SOURCE DATA.

──────

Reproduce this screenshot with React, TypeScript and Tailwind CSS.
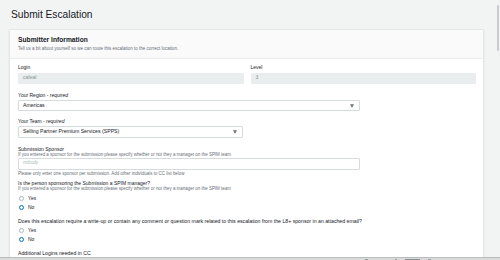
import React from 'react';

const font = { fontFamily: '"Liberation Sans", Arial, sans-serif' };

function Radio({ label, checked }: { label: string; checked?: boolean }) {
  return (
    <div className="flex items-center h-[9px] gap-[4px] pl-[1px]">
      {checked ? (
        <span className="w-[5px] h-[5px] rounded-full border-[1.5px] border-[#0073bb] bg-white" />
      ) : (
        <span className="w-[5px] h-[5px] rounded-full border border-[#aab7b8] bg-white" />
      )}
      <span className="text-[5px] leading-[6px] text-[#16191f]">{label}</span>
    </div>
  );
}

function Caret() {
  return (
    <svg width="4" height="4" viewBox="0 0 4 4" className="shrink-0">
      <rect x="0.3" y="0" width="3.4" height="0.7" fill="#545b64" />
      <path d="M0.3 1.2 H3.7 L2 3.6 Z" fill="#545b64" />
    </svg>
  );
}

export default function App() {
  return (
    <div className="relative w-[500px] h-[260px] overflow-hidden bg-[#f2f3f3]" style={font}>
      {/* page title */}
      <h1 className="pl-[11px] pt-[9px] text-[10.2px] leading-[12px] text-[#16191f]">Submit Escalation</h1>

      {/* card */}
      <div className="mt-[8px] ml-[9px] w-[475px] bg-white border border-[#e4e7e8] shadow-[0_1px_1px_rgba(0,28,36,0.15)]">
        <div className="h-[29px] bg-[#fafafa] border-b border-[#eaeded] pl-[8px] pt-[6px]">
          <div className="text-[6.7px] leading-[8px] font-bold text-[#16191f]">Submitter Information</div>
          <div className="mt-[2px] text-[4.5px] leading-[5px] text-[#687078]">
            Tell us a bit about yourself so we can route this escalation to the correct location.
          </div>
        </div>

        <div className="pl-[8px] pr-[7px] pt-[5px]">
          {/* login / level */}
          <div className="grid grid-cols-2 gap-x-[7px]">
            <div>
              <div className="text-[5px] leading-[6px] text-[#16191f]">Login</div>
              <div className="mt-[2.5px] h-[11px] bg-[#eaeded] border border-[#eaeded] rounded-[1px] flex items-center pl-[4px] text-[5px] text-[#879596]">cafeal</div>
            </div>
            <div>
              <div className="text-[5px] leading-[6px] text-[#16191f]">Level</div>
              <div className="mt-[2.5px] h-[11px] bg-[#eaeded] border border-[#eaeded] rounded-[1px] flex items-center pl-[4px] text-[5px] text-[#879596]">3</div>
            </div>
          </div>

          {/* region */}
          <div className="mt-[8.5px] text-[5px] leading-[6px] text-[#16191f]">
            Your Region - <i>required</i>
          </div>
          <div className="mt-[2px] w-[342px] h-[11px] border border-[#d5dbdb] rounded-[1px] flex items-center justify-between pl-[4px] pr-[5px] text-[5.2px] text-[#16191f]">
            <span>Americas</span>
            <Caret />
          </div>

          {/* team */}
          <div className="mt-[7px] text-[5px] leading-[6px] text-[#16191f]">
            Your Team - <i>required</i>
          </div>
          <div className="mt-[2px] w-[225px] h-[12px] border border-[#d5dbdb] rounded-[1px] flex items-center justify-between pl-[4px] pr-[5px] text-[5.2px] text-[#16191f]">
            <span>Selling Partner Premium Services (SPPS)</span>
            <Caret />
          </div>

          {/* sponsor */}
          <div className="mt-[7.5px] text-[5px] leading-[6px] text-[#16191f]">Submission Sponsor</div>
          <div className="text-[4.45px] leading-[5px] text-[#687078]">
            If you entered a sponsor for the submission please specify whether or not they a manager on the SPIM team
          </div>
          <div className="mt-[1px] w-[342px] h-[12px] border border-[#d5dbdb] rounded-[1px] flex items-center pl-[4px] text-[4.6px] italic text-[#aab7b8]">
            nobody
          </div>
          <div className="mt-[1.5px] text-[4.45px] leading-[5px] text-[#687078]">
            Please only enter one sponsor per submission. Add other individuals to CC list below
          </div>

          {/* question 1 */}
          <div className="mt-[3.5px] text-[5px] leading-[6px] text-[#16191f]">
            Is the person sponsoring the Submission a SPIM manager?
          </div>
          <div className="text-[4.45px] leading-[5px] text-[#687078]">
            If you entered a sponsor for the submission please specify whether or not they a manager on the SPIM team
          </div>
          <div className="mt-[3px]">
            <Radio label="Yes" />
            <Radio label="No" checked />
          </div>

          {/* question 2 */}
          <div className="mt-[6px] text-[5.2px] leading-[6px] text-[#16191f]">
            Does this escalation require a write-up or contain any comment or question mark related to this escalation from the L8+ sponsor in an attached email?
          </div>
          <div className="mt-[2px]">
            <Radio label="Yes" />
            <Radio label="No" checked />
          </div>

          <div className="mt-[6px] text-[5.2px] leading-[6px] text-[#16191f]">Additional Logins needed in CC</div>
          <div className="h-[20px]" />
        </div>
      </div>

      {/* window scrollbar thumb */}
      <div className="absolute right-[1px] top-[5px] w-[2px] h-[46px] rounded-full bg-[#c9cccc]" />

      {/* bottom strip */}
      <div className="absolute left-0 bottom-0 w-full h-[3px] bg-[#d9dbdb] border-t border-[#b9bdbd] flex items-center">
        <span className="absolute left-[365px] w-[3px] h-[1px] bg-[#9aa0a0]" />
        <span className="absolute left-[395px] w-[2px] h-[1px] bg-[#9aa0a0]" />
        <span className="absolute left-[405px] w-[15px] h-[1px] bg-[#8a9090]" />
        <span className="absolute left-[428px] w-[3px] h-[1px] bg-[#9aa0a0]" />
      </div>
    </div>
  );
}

──────

INSTRUCTION. Reproduce every line above as written, skipping pictures.

FULL SOLUTION.
Reproduce this screenshot with React, TypeScript and Tailwind CSS.
import React from 'react';

const font = { fontFamily: '"Liberation Sans", Arial, sans-serif' };

function Radio({ label, checked }: { label: string; checked?: boolean }) {
  return (
    <div className="flex items-center h-[9px] gap-[4px] pl-[1px]">
      {checked ? (
        <span className="w-[5px] h-[5px] rounded-full border-[1.5px] border-[#0073bb] bg-white" />
      ) : (
        <span className="w-[5px] h-[5px] rounded-full border border-[#aab7b8] bg-white" />
      )}
      <span className="text-[5px] leading-[6px] text-[#16191f]">{label}</span>
    </div>
  );
}

function Caret() {
  return (
    <svg width="4" height="4" viewBox="0 0 4 4" className="shrink-0">
      <rect x="0.3" y="0" width="3.4" height="0.7" fill="#545b64" />
      <path d="M0.3 1.2 H3.7 L2 3.6 Z" fill="#545b64" />
    </svg>
  );
}

export default function App() {
  return (
    <div className="relative w-[500px] h-[260px] overflow-hidden bg-[#f2f3f3]" style={font}>
      {/* page title */}
      <h1 className="pl-[11px] pt-[9px] text-[10.2px] leading-[12px] text-[#16191f]">Submit Escalation</h1>

      {/* card */}
      <div className="mt-[8px] ml-[9px] w-[475px] bg-white border border-[#e4e7e8] shadow-[0_1px_1px_rgba(0,28,36,0.15)]">
        <div className="h-[29px] bg-[#fafafa] border-b border-[#eaeded] pl-[8px] pt-[6px]">
          <div className="text-[6.7px] leading-[8px] font-bold text-[#16191f]">Submitter Information</div>
          <div className="mt-[2px] text-[4.5px] leading-[5px] text-[#687078]">
            Tell us a bit about yourself so we can route this escalation to the correct location.
          </div>
        </div>

        <div className="pl-[8px] pr-[7px] pt-[5px]">
          {/* login / level */}
          <div className="grid grid-cols-2 gap-x-[7px]">
            <div>
              <div className="text-[5px] leading-[6px] text-[#16191f]">Login</div>
              <div className="mt-[2.5px] h-[11px] bg-[#eaeded] border border-[#eaeded] rounded-[1px] flex items-center pl-[4px] text-[5px] text-[#879596]">cafeal</div>
            </div>
            <div>
              <div className="text-[5px] leading-[6px] text-[#16191f]">Level</div>
              <div className="mt-[2.5px] h-[11px] bg-[#eaeded] border border-[#eaeded] rounded-[1px] flex items-center pl-[4px] text-[5px] text-[#879596]">3</div>
            </div>
          </div>

          {/* region */}
          <div className="mt-[8.5px] text-[5px] leading-[6px] text-[#16191f]">
            Your Region - <i>required</i>
          </div>
          <div className="mt-[2px] w-[342px] h-[11px] border border-[#d5dbdb] rounded-[1px] flex items-center justify-between pl-[4px] pr-[5px] text-[5.2px] text-[#16191f]">
            <span>Americas</span>
            <Caret />
          </div>

          {/* team */}
          <div className="mt-[7px] text-[5px] leading-[6px] text-[#16191f]">
            Your Team - <i>required</i>
          </div>
          <div className="mt-[2px] w-[225px] h-[12px] border border-[#d5dbdb] rounded-[1px] flex items-center justify-between pl-[4px] pr-[5px] text-[5.2px] text-[#16191f]">
            <span>Selling Partner Premium Services (SPPS)</span>
            <Caret />
          </div>

          {/* sponsor */}
          <div className="mt-[7.5px] text-[5px] leading-[6px] text-[#16191f]">Submission Sponsor</div>
          <div className="text-[4.45px] leading-[5px] text-[#687078]">
            If you entered a sponsor for the submission please specify whether or not they a manager on the SPIM team
          </div>
          <div className="mt-[1px] w-[342px] h-[12px] border border-[#d5dbdb] rounded-[1px] flex items-center pl-[4px] text-[4.6px] italic text-[#aab7b8]">
            nobody
          </div>
          <div className="mt-[1.5px] text-[4.45px] leading-[5px] text-[#687078]">
            Please only enter one sponsor per submission. Add other individuals to CC list below
          </div>

          {/* question 1 */}
          <div className="mt-[3.5px] text-[5px] leading-[6px] text-[#16191f]">
            Is the person sponsoring the Submission a SPIM manager?
          </div>
          <div className="text-[4.45px] leading-[5px] text-[#687078]">
            If you entered a sponsor for the submission please specify whether or not they a manager on the SPIM team
          </div>
          <div className="mt-[3px]">
            <Radio label="Yes" />
            <Radio label="No" checked />
          </div>

          {/* question 2 */}
          <div className="mt-[6px] text-[5.2px] leading-[6px] text-[#16191f]">
            Does this escalation require a write-up or contain any comment or question mark related to this escalation from the L8+ sponsor in an attached email?
          </div>
          <div className="mt-[2px]">
            <Radio label="Yes" />
            <Radio label="No" checked />
          </div>

          <div className="mt-[6px] text-[5.2px] leading-[6px] text-[#16191f]">Additional Logins needed in CC</div>
          <div className="h-[20px]" />
        </div>
      </div>

      {/* window scrollbar thumb */}
      <div className="absolute right-[1px] top-[5px] w-[2px] h-[46px] rounded-full bg-[#c9cccc]" />

      {/* bottom strip */}
      <div className="absolute left-0 bottom-0 w-full h-[3px] bg-[#d9dbdb] border-t border-[#b9bdbd] flex items-center">
        <span className="absolute left-[365px] w-[3px] h-[1px] bg-[#9aa0a0]" />
        <span className="absolute left-[395px] w-[2px] h-[1px] bg-[#9aa0a0]" />
        <span className="absolute left-[405px] w-[15px] h-[1px] bg-[#8a9090]" />
        <span className="absolute left-[428px] w-[3px] h-[1px] bg-[#9aa0a0]" />
      </div>
    </div>
  );
}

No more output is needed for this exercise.